Du point de vue poétique, les voix font résonner le multiple dans la voix unique, les
différentes identifications du monde dans une identité. Chaque voix est unique et chaque voix est faite de toutes les autres voix.
Revisitons le recueil et considérons-le sous cet angle:
La mer dans "wash, wash, wash"; Last hope (dernier espoir), le poète à l’écoute de son expérience intime; The chisel Beat: "A rythm I heard once chiselling a stone" (Un rythme que j’ai entendu une fois ciselant la pierre); Sally, poème aux images des sons bibliques et qui constitue l’une des clés de lecture de la poésie
haydarienne dans ses deux derniers vers:
"Sally besides me smiled, as if she said
Sweet the time you were the dream of your dream".
Ce temps où l’on était le rêve de son rêve de son rêve est celui du miroir et de la boule de cristal, devant lesquels la parole fait trembler les images. Incontournable est le souvenir du poème de Saïd Aql, "Sur le rivage du Soi" où ce magicien des mots dit: "Comme si tu étais ton propre rêve, qui te rejoignait et qui n’était point mensonger".
Voici "The willow" (le saule) (p. 14) qui, à fleur d’eau murmure à l’âme une poésie qu’elle cherche à entendre et à entendre.
Espérons que ce rapide survol, à l’image du vol des oiseaux migrateurs, conduira le lecteur à travers "Voices" à la découverte de l’itinéraire spirituel de Jawdat Haydar, et ses deux autres recueils, "Echoes" et "Shadows". Nous lui laissons le plaisir du voyage et de l’aventure poétique.

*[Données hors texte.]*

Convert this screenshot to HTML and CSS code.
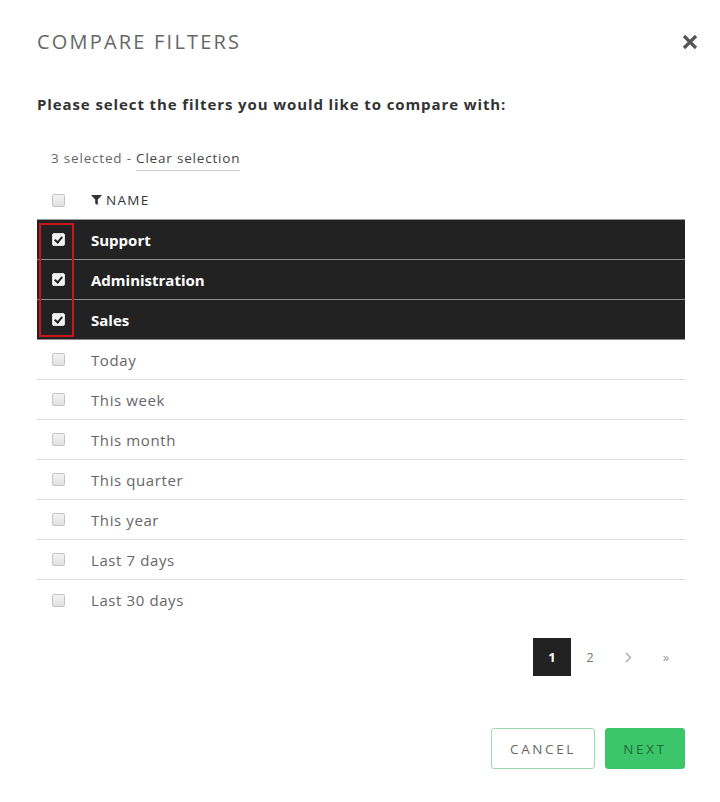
FILE: index.html
```html
<!DOCTYPE html>
<html lang="en">
<head>
    <meta charset="UTF-8">
    <meta name="viewport" content="width=device-width, initial-scale=1.0">
    <title>Compare Filters</title>
    <link rel="stylesheet" href="styles.css">
</head>
<body>
    <div class="modal">
        <div class="modal-header">
            <h1>COMPARE FILTERS</h1>
            <button class="close-button" aria-label="Close">
                <svg width="16" height="16" viewBox="0 0 16 16">
                    <path d="M2 2 L14 14 M14 2 L2 14" stroke="#555" stroke-width="3.2"/>
                </svg>
            </button>
        </div>

        <p class="intro">Please select the filters you would like to compare with:</p>

        <div class="selection-info">
            3 selected - <a class="clear-link">Clear selection</a>
        </div>

        <div class="filter-table">
            <div class="table-head">
                <span class="checkbox"></span>
                <span class="col-name">
                    <svg width="11" height="10" viewBox="0 0 11 10">
                        <path d="M0 0 H11 L6.8 4.6 V10 L4.2 8.6 V4.6 Z" fill="#333"/>
                    </svg>
                    NAME
                </span>
            </div>

            <div class="selected-group">
                <div class="checkbox-outline"></div>
                <div class="row selected"><span class="checkbox checked"></span><span class="row-label">Support</span></div>
                <div class="row selected"><span class="checkbox checked"></span><span class="row-label">Administration</span></div>
                <div class="row selected"><span class="checkbox checked"></span><span class="row-label">Sales</span></div>
            </div>

            <div class="row"><span class="checkbox"></span><span class="row-label">Today</span></div>
            <div class="row"><span class="checkbox"></span><span class="row-label">This week</span></div>
            <div class="row"><span class="checkbox"></span><span class="row-label">This month</span></div>
            <div class="row"><span class="checkbox"></span><span class="row-label">This quarter</span></div>
            <div class="row"><span class="checkbox"></span><span class="row-label">This year</span></div>
            <div class="row"><span class="checkbox"></span><span class="row-label">Last 7 days</span></div>
            <div class="row"><span class="checkbox"></span><span class="row-label">Last 30 days</span></div>
        </div>

        <div class="pagination">
            <span class="page active">1</span>
            <span class="page">2</span>
            <span class="page">
                <svg width="7" height="11" viewBox="0 0 7 11">
                    <path d="M1 1 L5.5 5.5 L1 10" fill="none" stroke="#aaa" stroke-width="1.4"/>
                </svg>
            </span>
            <span class="page arrow">&raquo;</span>
        </div>

        <div class="actions">
            <button class="btn btn-cancel">CANCEL</button>
            <button class="btn btn-next">NEXT</button>
        </div>
    </div>
</body>
</html>
```

FILE: styles.css
```css
* {
    margin: 0;
    padding: 0;
    box-sizing: border-box;
}

body {
    font-family: 'Open Sans', 'Lato', sans-serif;
    background: #fff;
    color: #444;
}

.modal {
    width: 720px;
    padding: 29px 35px 0 37px;
}

.modal-header {
    display: flex;
    justify-content: space-between;
    align-items: center;
    height: 24px;
}

.modal-header h1 {
    font-size: 20px;
    font-weight: 400;
    letter-spacing: 2.2px;
    color: #666;
}

.close-button {
    background: none;
    border: none;
    width: 16px;
    height: 16px;
    margin-right: -13px;
    margin-top: 2px;
    cursor: pointer;
}

.intro {
    margin-top: 41px;
    font-size: 15px;
    font-weight: 700;
    letter-spacing: 0.9px;
    color: #333;
}

.selection-info {
    margin-top: 35px;
    padding-left: 14px;
    font-size: 13.5px;
    letter-spacing: 0.8px;
    color: #666;
    height: 22px;
}

.clear-link {
    color: #444;
    padding-bottom: 3px;
    border-bottom: 1px solid #ccc;
}

.filter-table {
    margin-top: 10px;
}

.table-head {
    display: flex;
    align-items: center;
    height: 38px;
    padding-left: 15px;
}

.col-name {
    display: flex;
    align-items: center;
    gap: 4px;
    margin-left: 26px;
    font-size: 13.5px;
    letter-spacing: 1.3px;
    color: #333;
}

.checkbox {
    width: 13px;
    height: 13px;
    border: 1px solid #c4c4c4;
    border-radius: 2px;
    background: linear-gradient(#f4f4f4, #e0e0e0);
    flex-shrink: 0;
    position: relative;
}

.checkbox.checked {
    background: #f2f2f2;
    border-color: #ddd;
}

.checkbox.checked::after {
    content: '';
    position: absolute;
    left: 3px;
    top: 1px;
    width: 3px;
    height: 6px;
    border: solid #222;
    border-width: 0 2px 2px 0;
    transform: rotate(40deg);
}

.row {
    display: flex;
    align-items: center;
    height: 40px;
    padding-left: 15px;
    border-bottom: 1px solid #ddd;
    font-size: 15px;
    letter-spacing: 0.6px;
    color: #666;
}

.row:last-child {
    border-bottom: none;
}

.row-label {
    margin-left: 26px;
}

.selected-group {
    position: relative;
    border-top: 1px solid #999;
}

.row.selected {
    background: #222;
    color: #fff;
    font-weight: 700;
    letter-spacing: 0;
    border-bottom: 1px solid #8a8a8a;
}

.checkbox-outline {
    position: absolute;
    left: 2px;
    top: 3px;
    width: 35px;
    height: 114px;
    border: 2px solid #c8161d;
    pointer-events: none;
}

.pagination {
    display: flex;
    justify-content: flex-end;
    align-items: center;
    margin-top: 18px;
}

.page {
    width: 38px;
    height: 38px;
    display: flex;
    align-items: center;
    justify-content: center;
    font-size: 13px;
    color: #777;
}

.page.active {
    background: #222;
    color: #fff;
    font-weight: 700;
}

.page.arrow {
    font-size: 13px;
    color: #999;
}

.actions {
    display: flex;
    justify-content: flex-end;
    gap: 10px;
    margin-top: 52px;
}

.btn {
    height: 41px;
    border-radius: 3px;
    font-family: inherit;
    font-size: 13.5px;
    letter-spacing: 2.6px;
    cursor: pointer;
}

.btn-cancel {
    width: 104px;
    background: #fff;
    border: 1px solid #9fd9b2;
    color: #666;
}

.btn-next {
    width: 80px;
    background: #3dc56a;
    border: 1px solid #3dc56a;
    color: #1d6b38;
}
```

Et parce que Jawdat Haydar a été un poète de la mer, nous lui rendons hommage par deux sonnets, voix en écho et traçage dans l’ombre réelle, car tout poème authentique est une bouteille à la mer…
Poésie
(lire est la grammaire d’écrire)
Aux confins de ces mots quand la lumière effleure
Les lointaines forêts mystérieuses du sens
S’évanouit l’instant dans la lutte des sens
Contre la mort certaine et cruelle des fleurs
Printemps que préoccupe au minuit de son leurre
Le langage étoilé où se croisent les sens
Des grandes traversées aux belles quintessences
Une aube rigoureuse et très sobre t’affleure
Qui lira le poème à l’automne des vers
Endroit de cette mort qui n’a point de revers
Et qui dira la vie inaperçue et vive
Incertaine saison de l’infidèle beau
Où la nuit de la nuit est néfaste gémeau
Tu laisses le temps ivre au bord de cette rive.